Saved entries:
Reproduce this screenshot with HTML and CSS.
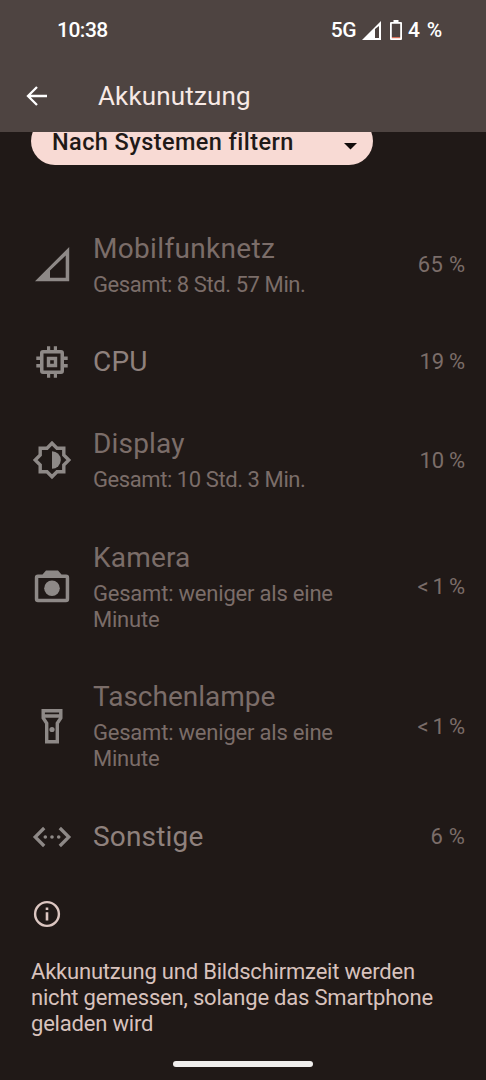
FILE: index.html
```html
<!DOCTYPE html>
<html lang="de">
<head>
<meta charset="utf-8">
<title>Akkunutzung</title>
<link rel="stylesheet" href="styles.css">
</head>
<body>
<header class="top">
  <div class="status">
    <span class="clock">10:38</span>
    <span class="net">5G</span>
    <svg class="signal" width="19" height="19" viewBox="0 0 19 19"><path d="M0 19L19 0V19ZM13 8V17H17V5Z" fill="#fff" fill-rule="evenodd"/></svg>
    <svg class="battery" width="12" height="20" viewBox="0 0 12 20"><path d="M3.500 0H8.500V2H11Q12 2 12 3V19Q12 20 11 20H1Q0 20 0 19V3Q0 2 1 2H3.500ZM1.800 3.800V17H10.200V3.800Z" fill="#fff" fill-rule="evenodd"/><path d="M1.800 17H10.200V18.200H1.800Z" fill="#d96f58"/></svg>
    <span class="level">4 %</span>
  </div>
  <div class="bar">
    <svg class="back" width="21" height="20" viewBox="0 0 21 20"><path d="M21 10H2M11 1L2 10L11 19" fill="none" stroke="#fff" stroke-width="2.300"/></svg>
    <h1 class="title">Akkunutzung</h1>
  </div>
</header>
<main class="content">
  <div class="filter"><span class="filter-label">Nach Systemen filtern</span>
    <svg width="13" height="7" viewBox="0 0 13 7"><path d="M0 0H13L6.500 6.500Z" fill="#120c0b"/></svg>
  </div>
  <ul class="list">
    <li class="row">
      <svg class="icon" width="40" height="40" viewBox="0 0 40 40"><path d="M3 36.200L37.200 2V36.200ZM18 25.500V32.700H33.700V10.500Z" fill-rule="evenodd"/></svg>
      <div class="text"><div class="name wide">Mobilfunknetz</div><div class="sub digits">Gesamt: 8 Std. 57 Min.</div></div>
      <span class="pct">65 %</span>
    </li>
    <li class="row single">
      <svg class="icon" width="40" height="40" viewBox="0 0 40 40"><path fill-rule="evenodd" d="M11 8H15V4.300H18.200V8H21.800V4.300H25V8H29Q32 8 32 11V14.500H35.700V18H32V22H35.700V25.500H32V29Q32 32 29 32H25V35.700H21.800V32H18.200V35.700H15V32H11Q8 32 8 29V25.500H4.300V22H8V18H4.300V14.500H8V11Q8 8 11 8ZM11.500 11.500V28.500H28.500V11.500ZM14.800 14.800H25.200V25.200H14.800ZM18.200 18.200V21.800H21.800V18.200Z"/></svg>
      <div class="text"><div class="name">CPU</div></div>
      <span class="pct one">19 %</span>
    </li>
    <li class="row">
      <svg class="icon" width="40" height="40" viewBox="0 0 40 40"><path d="M20 3.200L25 8.200H31.800V15L36.800 20L31.800 25V31.800H25L20 36.800L15 31.800H8.200V25L3.200 20L8.200 15V8.200H15Z" fill="none" stroke="currentColor" stroke-width="3.400"/><path d="M20 11.200A8.800 8.800 0 0 1 20 28.800Z"/></svg>
      <div class="text"><div class="name">Display</div><div class="sub digits">Gesamt: 10 Std. 3 Min.</div></div>
      <span class="pct one">10 %</span>
    </li>
    <li class="row">
      <svg class="icon" width="40" height="40" viewBox="0 0 40 40"><path fill-rule="evenodd" d="M6 7.500H10.500L14 3.500H26L29.500 7.500H34Q37.200 7.500 37.200 10.700V32Q37.200 35.200 34 35.200H6Q2.800 35.200 2.800 32V10.700Q2.800 7.500 6 7.500ZM6.300 11V31.700H33.700V11Z"/><circle cx="20" cy="21.300" r="7.800"/></svg>
      <div class="text"><div class="name">Kamera</div><div class="sub">Gesamt: weniger als eine Minute</div></div>
      <span class="pct less">&lt; 1 %</span>
    </li>
    <li class="row">
      <svg class="icon" width="40" height="40" viewBox="0 0 40 40"><path d="M11.200 4.700H28.800V12L25.300 17.300V35.800H14.700V17.300L11.200 12ZM10 10H30" fill="none" stroke="currentColor" stroke-width="3.400"/><circle cx="20" cy="23.500" r="2.600"/></svg>
      <div class="text"><div class="name even">Taschenlampe</div><div class="sub">Gesamt: weniger als eine Minute</div></div>
      <span class="pct less">&lt; 1 %</span>
    </li>
    <li class="row single">
      <svg class="icon" width="40" height="40" viewBox="0 0 40 40"><path d="M12.200 11L3.200 20L12.200 29M27.800 11L36.800 20L27.800 29" fill="none" stroke="currentColor" stroke-width="3.300"/><circle cx="13.300" cy="20" r="1.800"/><circle cx="20" cy="20" r="1.800"/><circle cx="26.700" cy="20" r="1.800"/></svg>
      <div class="text"><div class="name">Sonstige</div></div>
      <span class="pct">6 %</span>
    </li>
  </ul>
  <footer class="note">
    <svg width="28" height="28" viewBox="0 0 28 28"><circle cx="14" cy="14" r="11.900" fill="none" stroke="#dcc6c1" stroke-width="2.400"/><path d="M12.700 7.500H15.300V10.100H12.700ZM12.700 12.300H15.300V20.500H12.700Z" fill="#dcc6c1"/></svg>
    <p class="note-text">Akkunutzung und Bildschirmzeit werden<br>nicht gemessen, solange das Smartphone<br>geladen wird</p>
  </footer>
</main>
<div class="handle"></div>
</body>
</html>
```
FILE: styles.css
```css
* { box-sizing: border-box; }
body {
  margin: 0;
  height: 1080px;
  display: flex;
  flex-direction: column;
  background: #201917;
  font-family: Roboto, "Liberation Sans", sans-serif;
  overflow: hidden;
}
.top { height: 132px; flex: none; background: #4e4441; }
.status {
  height: 60px;
  display: flex;
  align-items: center;
  padding: 0 42px 0 57px;
  color: #fff;
  font-size: 21px;
  font-weight: 500;
  white-space: nowrap;
}
.clock { flex: 1; letter-spacing: -0.5px; }
.net { font-weight: 500; letter-spacing: -0.5px; }
.signal { margin: 1px 9px 0 6px; }
.battery { margin-right: 6px; }
.level { width: 36px; letter-spacing: 0.8px; }
.bar { height: 72px; display: flex; align-items: center; padding-left: 26px; }
.back { margin-right: 51px; }
.title {
  margin: 0;
  font-size: 26px;
  font-weight: 400;
  line-height: 32px;
  letter-spacing: 0.15px;
  color: #f7e9e5;
}
.content { flex: none; height: 915px; overflow: hidden; }
.filter {
  width: 342px;
  height: 48px;
  margin: -15px 0 0 31px;
  padding: 0 16px 0 21px;
  display: flex;
  align-items: center;
  justify-content: space-between;
  border-radius: 24px;
  background: #f8dad4;
  color: #201917;
  font-size: 23.5px;
}
.filter-label { line-height: 18px; margin-top: 2px; font-weight: 500; letter-spacing: 0.42px; }
.filter svg { margin-top: 10px; }
.list { margin: 42.5px 0 0; padding: 0; list-style: none; }
.row {
  display: flex;
  align-items: center;
  padding: 25px 21px 23.5px 31.7px;
  color: #7b6d69;
}
.single { padding-top: 21px; padding-bottom: 21px; }
.icon { flex: none; margin: -1px 21.3px 0 0; fill: currentColor; color: #8e8987; }
.single .icon { margin-top: 0; }
.text { flex: 1; }
.name { font-size: 28px; line-height: 32px; letter-spacing: 0.18px; }
.wide { letter-spacing: 0.33px; }
.even { letter-spacing: 0; }
.single .name { color: #8f817d; }
.sub { margin-top: 7px; font-size: 22px; line-height: 26px; width: 260px; letter-spacing: -0.21px; }
.digits { letter-spacing: -0.42px; }
.pct { font-size: 22px; line-height: 24px; white-space: nowrap; letter-spacing: 0.3px; margin-right: -0.3px; }
.one { letter-spacing: -0.3px; margin-right: 0.3px; }
.less { letter-spacing: 0; word-spacing: -1.5px; margin-right: 0; }
.note { padding: 22.5px 31px 0; }
.note svg { display: block; margin-left: 1.5px; }
.note-text {
  margin: 31px 0 0;
  font-size: 22px;
  line-height: 26px;
  letter-spacing: -0.2px;
  color: #d8c2bd;
  white-space: nowrap;
}
.handle {
  width: 140px;
  height: 6px;
  margin: 14px auto 0;
  border-radius: 3px;
  background: #f0eeed;
}
```
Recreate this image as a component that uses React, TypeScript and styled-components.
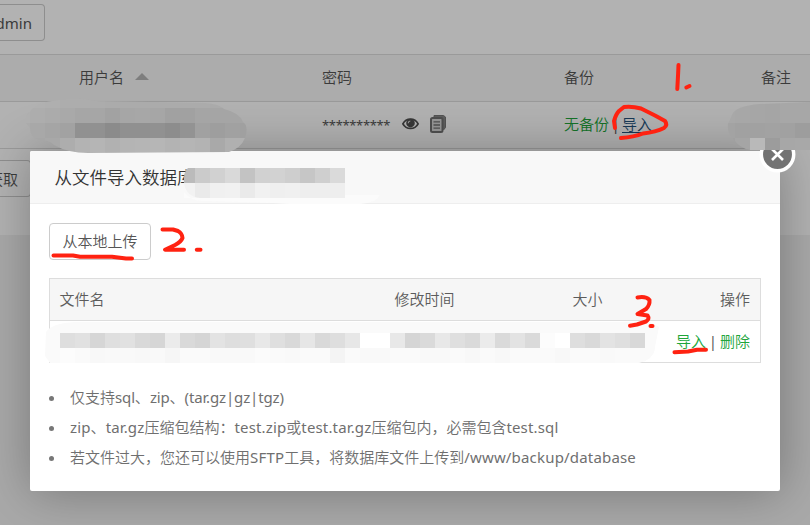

WHAT IS BEING ASKED
Count each line above in which the string "this" appears, then state only the total.

OUTPUT OF THE EXERCISE
2